There are claims that people are being needlessly wary, fearful, afraid. According to a trainee teacher, Winnie Law, who is involved in oppositional politics has this to say: “There’s nothing to be afraid of. I’ve taught in a junior college before, and I wasn’t stopped from carrying on with my teaching career.” (The Online Citizen)
Ms. Law has my utmost respect, but perhaps she was a little too quick to say that there is nothing to be afraid of. As always, Singapore is schizophrenic. You can do something and be safe. Another person can do something and suffer from backlash.
Who can guarantee that there are no politically motivated employment decisions in the civil service, especially when someone can be rejected from a job application with no clear reason?
Why the obvious refusal to provide concrete reasons for rejecting Alfian Sa'at's application? Does this very refusal give the game away eventually?
As a bonus to teaching you how to tell people to zip up their lips, Molly shall teach you on how to be a good bugger and ask questions. One way to ask the question is this:
Even if it is indeed inappropriate to discuss individual cases, can the public at least be assured that no one applying for relief teaching is rejected because of his/her declared or suspected sexual orientation or his/her apparent political views even if these views are constitutionally legitimate?

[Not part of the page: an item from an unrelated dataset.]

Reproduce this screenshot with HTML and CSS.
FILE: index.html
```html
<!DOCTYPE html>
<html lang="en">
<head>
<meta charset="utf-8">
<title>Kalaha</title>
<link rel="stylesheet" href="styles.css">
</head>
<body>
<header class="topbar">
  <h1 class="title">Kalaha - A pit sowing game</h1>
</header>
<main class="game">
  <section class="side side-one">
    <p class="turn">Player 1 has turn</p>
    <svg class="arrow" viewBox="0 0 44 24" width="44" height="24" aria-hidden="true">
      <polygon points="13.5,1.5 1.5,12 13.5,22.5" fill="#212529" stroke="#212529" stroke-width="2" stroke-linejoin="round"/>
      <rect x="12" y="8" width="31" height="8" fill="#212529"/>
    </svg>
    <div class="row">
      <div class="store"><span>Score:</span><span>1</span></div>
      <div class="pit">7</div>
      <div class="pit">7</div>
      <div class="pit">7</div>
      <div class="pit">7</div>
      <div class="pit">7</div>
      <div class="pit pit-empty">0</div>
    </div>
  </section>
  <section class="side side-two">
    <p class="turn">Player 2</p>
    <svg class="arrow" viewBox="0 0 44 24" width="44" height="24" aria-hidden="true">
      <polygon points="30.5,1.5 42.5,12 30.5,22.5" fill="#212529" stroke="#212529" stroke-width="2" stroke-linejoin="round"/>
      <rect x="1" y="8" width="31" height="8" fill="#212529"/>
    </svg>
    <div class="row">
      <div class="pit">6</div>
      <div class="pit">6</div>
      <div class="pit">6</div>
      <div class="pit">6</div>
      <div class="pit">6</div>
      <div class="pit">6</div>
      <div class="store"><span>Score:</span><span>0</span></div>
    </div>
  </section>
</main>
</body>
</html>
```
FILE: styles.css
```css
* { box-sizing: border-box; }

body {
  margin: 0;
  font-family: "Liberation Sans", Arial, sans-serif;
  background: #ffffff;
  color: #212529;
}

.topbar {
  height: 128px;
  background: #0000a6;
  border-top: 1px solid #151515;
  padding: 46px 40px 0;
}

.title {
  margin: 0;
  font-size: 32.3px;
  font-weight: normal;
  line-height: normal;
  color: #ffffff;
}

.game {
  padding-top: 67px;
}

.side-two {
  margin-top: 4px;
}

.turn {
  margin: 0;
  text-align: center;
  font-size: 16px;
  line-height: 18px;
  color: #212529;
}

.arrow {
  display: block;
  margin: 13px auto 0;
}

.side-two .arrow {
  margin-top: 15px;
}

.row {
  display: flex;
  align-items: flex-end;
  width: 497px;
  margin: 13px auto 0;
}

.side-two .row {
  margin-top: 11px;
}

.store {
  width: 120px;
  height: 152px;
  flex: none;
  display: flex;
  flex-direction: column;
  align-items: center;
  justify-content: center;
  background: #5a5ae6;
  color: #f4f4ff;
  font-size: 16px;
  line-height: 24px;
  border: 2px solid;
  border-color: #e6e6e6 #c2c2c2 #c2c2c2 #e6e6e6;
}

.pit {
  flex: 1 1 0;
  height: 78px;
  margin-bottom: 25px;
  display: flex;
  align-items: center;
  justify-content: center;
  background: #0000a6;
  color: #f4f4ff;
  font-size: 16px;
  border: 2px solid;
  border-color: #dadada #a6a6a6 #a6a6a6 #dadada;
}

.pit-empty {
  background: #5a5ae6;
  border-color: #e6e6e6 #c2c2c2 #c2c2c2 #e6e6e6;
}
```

Oh sorry, that sounds too convoluted. If you are not in the Parliament, perhaps you can just ask: "Do you reject/sack people because they are gay or because you are afraid that they might not help you brainwash kids with your propaganda and might actually encourage kids to do some true critical thinking for once?"

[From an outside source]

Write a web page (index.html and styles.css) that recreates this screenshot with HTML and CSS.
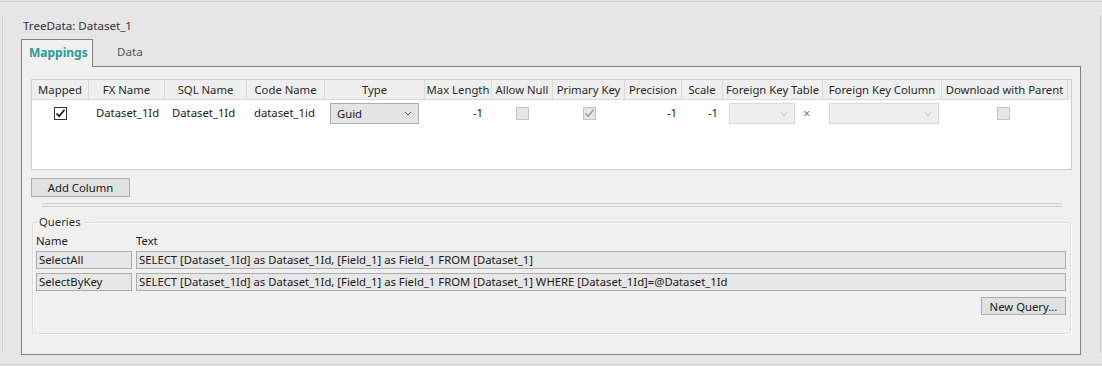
FILE: index.html
```html
<!DOCTYPE html>
<html>
<head>
<meta charset="utf-8">
<link rel="stylesheet" href="styles.css">
</head>
<body>
<div class="window">
  <div class="frame">
    <div class="title">TreeData: Dataset_1</div>
    <div class="tabs">
      <div class="tab active">Mappings</div>
      <div class="tab">Data</div>
    </div>
    <div class="panel">
      <div class="grid">
        <div class="row head">
          <div class="c">Mapped</div>
          <div class="c">FX Name</div>
          <div class="c">SQL Name</div>
          <div class="c">Code Name</div>
          <div class="c">Type</div>
          <div class="c">Max Length</div>
          <div class="c">Allow Null</div>
          <div class="c">Primary Key</div>
          <div class="c">Precision</div>
          <div class="c">Scale</div>
          <div class="c">Foreign Key Table</div>
          <div class="c">Foreign Key Column</div>
          <div class="c">Download with Parent</div>
        </div>
        <div class="row data">
          <div class="c center"><span class="cb on"><svg width="11" height="11" viewBox="0 0 11 11"><path d="M1.5 5.5 L4.2 8.3 L9.5 1.8" fill="none" stroke="#111" stroke-width="1.6"/></svg></span></div>
          <div class="c text">Dataset_1Id</div>
          <div class="c text">Dataset_1Id</div>
          <div class="c text">dataset_1id</div>
          <div class="c"><div class="combo type"><span>Guid</span><svg width="8" height="5" viewBox="0 0 8 5"><path d="M1 1 L4 4 L7 1" fill="none" stroke="#555" stroke-width="1"/></svg></div></div>
          <div class="c num pr9">-1</div>
          <div class="c center"><span class="cb off"></span></div>
          <div class="c center"><span class="cb off"><svg width="11" height="11" viewBox="0 0 11 11"><path d="M1.5 5.5 L4.2 8.3 L9.5 1.8" fill="none" stroke="#9a9a9a" stroke-width="1.4"/></svg></span></div>
          <div class="c num">-1</div>
          <div class="c num">-1</div>
          <div class="c fk"><div class="combo dis w66"><svg width="8" height="5" viewBox="0 0 8 5"><path d="M1 1 L4 4 L7 1" fill="none" stroke="#bdbdbd" stroke-width="1"/></svg></div><span class="x">×</span></div>
          <div class="c fk"><div class="combo dis w110"><svg width="8" height="5" viewBox="0 0 8 5"><path d="M1 1 L4 4 L7 1" fill="none" stroke="#bdbdbd" stroke-width="1"/></svg></div></div>
          <div class="c center dl"><span class="cb off"></span></div>
        </div>
      </div>
      <button class="btn add">Add Column</button>
      <div class="sep"></div>
      <div class="group">
        <div class="legend">Queries</div>
        <div class="qhead"><span class="qn">Name</span><span>Text</span></div>
        <div class="qrow"><div class="qname">SelectAll</div><div class="qtext">SELECT [Dataset_1Id] as Dataset_1Id, [Field_1] as Field_1 FROM [Dataset_1]</div></div>
        <div class="qrow"><div class="qname">SelectByKey</div><div class="qtext">SELECT [Dataset_1Id] as Dataset_1Id, [Field_1] as Field_1 FROM [Dataset_1] WHERE [Dataset_1Id]=@Dataset_1Id</div></div>
        <div class="qbtns"><button class="btn newq">New Query...</button></div>
      </div>
    </div>
  </div>
</div>
</body>
</html>
```
FILE: styles.css
```css
* { box-sizing: border-box; }
html, body { margin: 0; padding: 0; }
body {
  width: 1102px;
  height: 366px;
  background: #e6e6e6;
  font-family: "Noto Sans", "Segoe UI", sans-serif;
  font-size: 11.3px;
  color: #1a1a1a;
  overflow: hidden;
}
.window {
  width: 1102px;
  height: 366px;
  border-top: 1px solid #d2d2d2;
  margin-top: 1px;
  padding: 13px 1px 0 2px;
}
.frame {
  height: 338px;
  border-left: 1px solid #d0d0d0;
  border-right: 1px solid #d0d0d0;
  padding-left: 18px;
  position: relative;
}
.frame::after {
  content: "";
  position: absolute;
  left: -3px;
  right: -2px;
  bottom: -12px;
  border-bottom: 1px solid #d0d0d0;
}
.title {
  height: 24px;
  padding: 2px 0 0 2px;
  color: #333;
  line-height: 17px;
  font-size: 11.6px;
}
.tabs {
  display: flex;
  height: 27px;
  align-items: stretch;
}
.tab {
  padding: 0 7px 0 8px;
  line-height: 24px;
  color: #555;
  font-size: 11.6px;
}
.tab.active {
  width: 72px;
  background: #f0f0f0;
  border: 1px solid #828282;
  border-bottom: none;
  color: #2c9c94;
  font-weight: bold;
  position: relative;
  z-index: 1;
  height: 28px;
  line-height: 26px;
  font-size: 12px;
  padding-left: 7px;
}
.tab + .tab { padding-left: 24px; line-height: 26px; }
.panel {
  width: 1060px;
  height: 289px;
  background: #f0f0f0;
  border: 1px solid #828282;
  padding: 12px 8px 0 9px;
}
.grid {
  width: 1041px;
  height: 91px;
  background: #fff;
  border: 1px solid #cfcfcf;
}
.row {
  display: grid;
  grid-template-columns: 57px 76px 82px 78px 100px 67px 61px 72px 57px 41px 100px 119px 126px;
}
.head {
  height: 20px;
  background: #efefef;
}
.head .c {
  border-right: 1px solid #d9d9d9;
  border-bottom: 1px solid #d9d9d9;
  text-align: center;
  line-height: 19px;
  color: #2a2a2a;
  white-space: nowrap;
  overflow: hidden;
}
.data { height: 25px; }
.data .c {
  display: flex;
  align-items: center;
  white-space: nowrap;
}
.data .center { justify-content: center; }
.data .text { padding-left: 7px; }
.data .num { justify-content: flex-end; padding-right: 5px; }
.data .pr9 { padding-right: 9px; }
.data .dl { padding-right: 4px; }
.cb {
  width: 13px;
  height: 13px;
  display: flex;
  align-items: center;
  justify-content: center;
  margin-top: 1px;
}
.cb.on { border: 1px solid #333; background: #fff; }
.cb.off { border: 1px solid #c3c3c3; background: #e6e6e6; }
.combo {
  height: 21px;
  display: flex;
  align-items: center;
  justify-content: space-between;
  padding: 0 6px 0 6px;
  margin-top: 1px;
}
.combo.type {
  width: 89px;
  margin-left: 5px;
  background: #e5e5e5;
  border: 1px solid #acacac;
}
.combo.dis {
  background: #efefef;
  border: 1px solid #d9d9d9;
  justify-content: flex-end;
}
.w66 { width: 66px; }
.w110 { width: 110px; }
.fk { padding-left: 6px; }
.x {
  margin-left: 8px;
  color: #7a7a7a;
  font-size: 13px;
}
.btn {
  font-family: inherit;
  font-size: 11.3px;
  color: #1a1a1a;
  background: #e1e1e1;
  border: 1px solid #adadad;
  padding: 0;
  margin: 0;
  display: block;
  line-height: 15px;
}
.add {
  width: 99px;
  height: 19px;
  margin-top: 8px;
}
.sep {
  margin: 6px 10px 0 11px;
  height: 4px;
  border-top: 1px solid #cdcdcd;
  border-bottom: 1px solid #cdcdcd;
}
.group {
  position: relative;
  margin: 15px 0 0 1px;
  padding: 11px 4px 0 3px;
  width: 1039px;
  height: 112px;
  border: 1px solid #d8dde2;
  border-radius: 3px;
  box-shadow: inset 1px 1px 0 #fff, 1px 1px 0 #fff;
}
.legend {
  position: absolute;
  top: -8px;
  left: 5px;
  padding: 0 2px 0 1px;
  background: #f0f0f0;
  color: #333;
  line-height: 14px;
}
.qhead {
  display: flex;
  height: 14px;
  line-height: 14px;
  color: #222;
}
.qn { width: 100px; }
.qrow {
  display: flex;
  gap: 4px;
  margin-top: 3px;
  height: 18px;
}
.qrow + .qrow { margin-top: 4px; }
.qname, .qtext {
  background: #e6e6e6;
  border: 1px solid #acacac;
  height: 18px;
  line-height: 15px;
  padding-left: 2px;
  white-space: nowrap;
  overflow: hidden;
}
.qname { width: 96px; }
.qtext { width: 930px; }
.qbtns {
  display: flex;
  justify-content: flex-end;
  margin-top: 6px;
}
.newq {
  width: 85px;
  height: 18px;
}
```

Other than the issue at hand, a disturbing trend we witness is that the NMP, NCMPs or oppositions MPs can ask questions. Then they either get slammed (especially if they are NCMPs or opposition MPs) or they are given non-answers. Then, the issue is closed. Over the months, NMP Siew has raised a number of questions, ranging from issues relating to NS to the current question of the MOE's recruitment policies. How many of these have been satisfactorily addressed? Life goes on. It's frightening.
Lui says that "applicants could be rejected because they do not have the requisite educational qualities, do not have a passion for teaching, or perhaps they have unsuitable records or disciplinary history." (CNA's phrasing)
This says nothing about whether there are OTHER criteria under which applicants could be rejected, which is really the crux of the issue.
As quoted by CNA, Lui says:
Teachers are in a unique position of authority and have great influence over the children they teach, engaging hearts and minds and shaping their attitudes and perspectives.
Whether permanent or relief, teachers are expected to conduct themselves in a manner which befits this role and to uphold the integrity of the profession, both in a personal and professional capacity. The values they hold are also an important consideration as they are role models for our children.
Take his words as empty fluff that the CNA doesn't even know how to paraphrase if you wish. Or perhaps you can take it as an indirect way of putting forth the message: "You can be rejected if you are deemed to have the wrong values."
Teachers can shape the students' attitudes and perspectives. What if teachers like Alfian nurture a group of politically aware students who refuse to believe in the PAP? What if students start believing in human rights and democracy? What if they start questioning the death penalty? What if they start accepting homosexuality? What if they start rioting? What if they assassinate our beloved leader? What if they bomb the circle line before it opens?
What if the PAP eventually loses its grasp on political power because it has neglected to be too careful.
(The kids can study Alfian Sa'at's poems. After all, with the right teachers, the National Education component in Literature can always teach kids how to respond appropriately to Alfian's poems.)
Singapore, you are not my country. In fact you are not a country at all. National Education, you are not my subject. In fact, you are not educational at all. School, you are not a school at all. Parliamentary answers, you are not answers at all.
Life goes on. It's frightening.
You and I, we are not big enough to even be a joke. But let's all hold hands, forming an unbreakable chain, becoming one big joke.
I'm not making sense. I should shut up.